Thanks to Ken and Paul. I am in fact using Ken's solution, but I am worried 
that it looks odd to the user (a school pupil or teacher). I understand the 
idea of modifying the name the person has chosen (you get this for example when 
trying to do more than one download of the same file in a browser, so it is 
'known' convention), but in my context I don't think I can do that since the 
user won't know it's happened until they come to try to retrieve the file, and 
then there is a (slight) danger of their not recognising it.

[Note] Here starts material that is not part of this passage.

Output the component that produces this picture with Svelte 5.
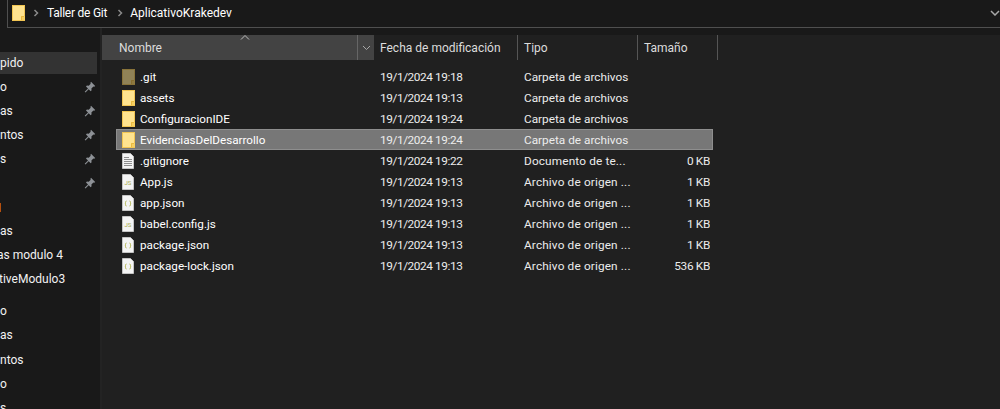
<script>
  const side = [
    { t: 'pido', h: 1 }, { t: 'o', pin: 1 }, { t: 'as', pin: 1 }, { t: 'ntos', pin: 1 },
    { t: 's', pin: 1 }, { t: '', pin: 1 }, { t: '', o: 1 }, { t: 'as' },
    { t: 'as modulo 4', x: -3 }, { t: 'tiveModulo3', x: -1 }, { t: '', gap: 1 }, { t: 'o' },
    { t: 'as' }, { t: 'ntos' }, { t: 'o' }, { t: 's' }
  ];
  const folder = 'Carpeta de archivos', org = 'Archivo de origen ...';
  const files = [
    { n: '.git', d: '19:18', k: folder, i: 'hidden' },
    { n: 'assets', d: '19:13', k: folder, i: 'folder' },
    { n: 'ConfiguracionIDE', d: '19:24', k: folder, i: 'folder' },
    { n: 'EvidenciasDelDesarrollo', d: '19:24', k: folder, i: 'folder', sel: true },
    { n: '.gitignore', d: '19:22', k: 'Documento de te...', s: '0 KB', i: 'text' },
    { n: 'App.js', d: '19:13', k: org, s: '1 KB', i: 'js' },
    { n: 'app.json', d: '19:13', k: org, s: '1 KB', i: 'json' },
    { n: 'babel.config.js', d: '19:13', k: org, s: '1 KB', i: 'js' },
    { n: 'package.json', d: '19:13', k: org, s: '1 KB', i: 'json' },
    { n: 'package-lock.json', d: '19:13', k: org, s: '536 KB', i: 'json' }
  ];
</script>

{#snippet folderIcon(dim)}
  <svg class="ico" class:dim width="16" height="16" viewBox="0 0 16 16">
    <rect x="2.500" y=".5" width="12" height="15" fill="#ffe38f" stroke="#f2c552" />
    <path d="M11 15v-4h4v4z" fill="#f7cf60" />
    <path d="M11.500 15v-3.500H14" fill="none" stroke="#e9b93f" />
  </svg>
{/snippet}

{#snippet docIcon(kind)}
  <svg class="ico" width="16" height="16" viewBox="0 0 16 16">
    <path d="M2.500 .5h8l3 3v12h-11z" fill="#f4f4f4" stroke="#c4c4c4" />
    {#if kind === 'text'}
      <path d="M4 4.500h5M4 6.500h8M4 8.500h8M4 10.500h8M4 12.500h8" stroke="#8f8f8f" fill="none" />
    {:else if kind === 'js'}
      <text x="8" y="11" class="js">JS</text>
    {:else}
      <path d="M6.500 6q-1 0-1 1.500v.5q0 .5-.5.5.5 0 .5.5v.5q0 1.500 1 1.500M9.500 6q1 0 1 1.500v.5q0 .5.500.5-.5 0-.5.5v.5q0 1.500-1 1.500" fill="none" stroke="#b3b653" />
    {/if}
  </svg>
{/snippet}

<div class="win">
  <header class="top">
    <div class="crumbs">
      {@render folderIcon(false)}
      <svg class="chev first" width="8" height="8" viewBox="0 0 8 8"><path d="M2.500 1l3 3-3 3" fill="none" stroke="#8a8a8a" stroke-width="1.500" /></svg>
      <span class="tight">Taller de Git</span>
      <svg class="chev second" width="8" height="8" viewBox="0 0 8 8"><path d="M2.500 1l3 3-3 3" fill="none" stroke="#8a8a8a" stroke-width="1.500" /></svg>
      <span>AplicativoKrakedev</span>
      <svg class="more" width="10" height="6" viewBox="0 0 10 6"><path d="M1 1l4 4 4-4" fill="none" stroke="#a8a8a8" stroke-width="1.500" /></svg>
    </div>
  </header>
  <div class="body">
    <nav class="side">
      {#each side as s}
        <div class="item" class:hi={s.h} class:gap={s.gap}>
          {#if s.o}<i class="orange"></i>{/if}
          <span style:margin-left={s.x ? `${s.x}px` : null}>{s.t}</span>
          {#if s.pin}
            <svg class="pin" width="12" height="12" viewBox="0 0 12 12"><path d="M7 .8l4.200 4.200-1 .8-.8-.3-2 2 .2 1.800-.9.9-2-2-3.200 3.300-.8-.8 3.300-3.200-2-2 .9-.9 1.800.2 2-2-.3-.8z" fill="#8d9196" /></svg>
          {/if}
        </div>
      {/each}
    </nav>
    <main class="list">
      <div class="head">
        <div class="col c1">
          <span>Nombre</span>
          <svg class="sort" width="10" height="5" viewBox="0 0 10 5"><path d="M1 4.500l4-4 4 4" fill="none" stroke="#bdbdbd" /></svg>
          <div class="drop"><svg width="9" height="6" viewBox="0 0 9 6"><path d="M1 1l3.500 3.500L8 1" fill="none" stroke="#a8a8a8" /></svg></div>
        </div>
        <div class="col c2">Fecha de modificación</div>
        <div class="col c3">Tipo</div>
        <div class="col c4">Tamaño</div>
      </div>
      <div class="rows">
        {#each files as f}
          <div class="row" class:sel={f.sel}>
            <div class="cell n">
              {#if f.i === 'folder'}{@render folderIcon(false)}
              {:else if f.i === 'hidden'}{@render folderIcon(true)}
              {:else}{@render docIcon(f.i)}{/if}
              <span>{f.n}</span>
            </div>
            <div class="cell d">19/1/2024 {f.d}</div>
            <div class="cell k" class:wide={f.k !== folder}>{f.k}</div>
            <div class="cell s">{f.s ?? ''}</div>
          </div>
        {/each}
      </div>
    </main>
  </div>
</div>

<style>
  :global(body) { margin: 0; background: #191919; }
  .win { width: 1000px; height: 409px; overflow: hidden; background: #191919; color: #fff; font: 12px Roboto, sans-serif; }
  .top { height: 28px; box-sizing: border-box; padding-left: 7px; }
  .crumbs { height: 28px; box-sizing: border-box; border: 1px solid #4f4f4f; border-top: 0; border-right: 0; display: flex; align-items: center; padding: 0 0 2px 2px; }
  .chev.first { margin: 0 7.500px 0 5.500px; }
  .chev.second { margin: 0 6.500px 0 8.500px; }
  .tight { letter-spacing: -.25px; }
  .more { margin-left: auto; flex: none; }
  .body { display: flex; height: 381px; }
  .side { width: 102px; flex: none; padding-top: 23px; box-sizing: border-box; border-right: 2px solid #232323; overflow: hidden; }
  .item { height: 24.050px; display: flex; align-items: center; position: relative; width: 97px; color: #f2f2f2; white-space: nowrap; overflow: hidden; }
  .item.hi { background: #333; height: 22px; margin: 1px 0; }
  .item.gap { height: 8px; }
  .pin { position: absolute; right: 1px; top: 6px; }
  .orange { width: 1px; height: 9px; background: #b5500f; }
  .list { flex: 1; min-width: 0; background: #202020; margin-top: 7px; }
  .head { display: flex; height: 25px; color: #dcdcdc; }
  .col { box-sizing: border-box; display: flex; align-items: center; padding-left: 6px; border-right: 1px solid #555; position: relative; }
  .c1 { width: 272px; background: #434343; padding-left: 17px; border-right: 0; }
  .c2 { width: 144px; }
  .c3 { width: 120px; }
  .c4 { width: 80px; }
  .sort { position: absolute; left: 138px; top: 0; }
  .drop { position: absolute; right: 0; top: 0; bottom: 0; width: 16px; border-left: 1px solid #666; display: flex; align-items: center; justify-content: center; }
  .rows { padding: 6px 0 0 14px; }
  .row { display: flex; height: 21px; width: 597px; box-sizing: border-box; align-items: center; color: #ececec; font-size: 11.800px; }
  .row.sel { background: #777; box-shadow: inset 0 0 0 1px #8e8e8e; }
  .cell { box-sizing: border-box; white-space: nowrap; overflow: hidden; }
  .n { width: 264px; padding-left: 4px; display: flex; align-items: center; gap: 4px; color: #fff; font-size: 11.700px; }
  .d { width: 144px; letter-spacing: -.4px; }
  .k { width: 118px; }
  .k.wide { letter-spacing: .15px; }
  .s { width: 68px; text-align: right; letter-spacing: -.3px; }
  .ico { flex: none; }
  .ico.dim { opacity: .5; }
  .js { font: 6px Roboto, sans-serif; fill: #a8ab4a; text-anchor: middle; }
</style>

It looks as if some applications can get inside the OS Save dialog (and on the 
Mac too - for example Graphic Converter), but LC ones can't. I agree it is too 
much work to grow one's own to make it look exactly like the OS one, although I 
might have a go when I'm less busy.

I no longer have updating rights in QCC (I suppose, since I don't pay the extra 
$199 to be a Developer, although that's what I am!), otherwise I might 
formulate a suggestion that this intervention be allowed.

Graham


On 29 Feb 2012, at 03:46, Ken Ray <[email protected]> wrote:

> 
>> Now say there is already such a file in the directory. Of course I can 
>> detect it (by 'there is a') and warn the user, but only in a separate, 
>> home-grown dialog (an 'ask' dialog) after the Save dialog has been 
>> dismissed. This is clumsy and odd as a user experience. Is there any way I 
>> can hack into the conventional Save dialog so that it thinks it is being 
>> asked to save a file with an extension in spite of my user not typing one?
> 
> No, unfortunately. At the moment the easiest workaround (sans creating a 
> custom Save dialog of your own) is to bring up the Save dialog, look at the 
> name they entered, and if it doesn't have the right extension, add it and 
> check to see if there's a file by that name already in the destination 
> folder. If so, bring up a custom "do you want to overwrite" dialog.
> 
> Ken Ray
> Sons of Thunder Software, Inc.

On  Tue, 28 Feb 2012 21:57:40 +0000, Paul Hibbert <[email protected]> wrote:
> 
> Hi Graham,
> 
> I have just been though a similar issue, but my app allows the user to save a 
> GIF, PNG or JPEG file and I wanted to be sure the user added the correct 
> extension. I did end up putting a check in place, with a warning dialogue, 
> inside a repeat loop. Potentially a user could sit there all night typing the 
> wrong extension, but the check also corrects the extension and re-presents 
> the save dialogue, so if they continually type a wrong extension over the 
> corrected one, they deserve to sit there all night, eventually they will 
> learn!
> 
> I know it's a bit clumsy, but not being in a position to compete with the 
> likes of Adobe I felt it was better than allowing the user to screw-up and 
> end up with an un-useable file, or worse, overwrite a good file with an 
> un-useable one. It seems the only alternative was to write a custom save 
> dialogue routine to mimic the OS dialogue which could be a nightmare with a 
> cross platform app.
> 
> Ken's answer is the most straightforward, but if you are mainly concerned 
> with the user inadvertently overwriting a file, and really don't want to have 
> a pop-up or re-present the save dialogue, you could check to see if the file 
> exists, then just modify the name slightly. Many apps will add a version 
> number in this case, so if they type MyOwnFile and your script adds the 
> missing .jpg extension, but MyOwnFile.jpg already exists, then you further 
> modify the filename to MyOwnFile-1.jpg or MyOwnFile_1.jpg. The file save 
> routine would need to be in a checking loop so the next MyOwnFile becomes 
> MyOwnFile-2.jpg etc., so it can only exit the loop when it has a unique 
> filename beginning with their choice and ending with the correct extension.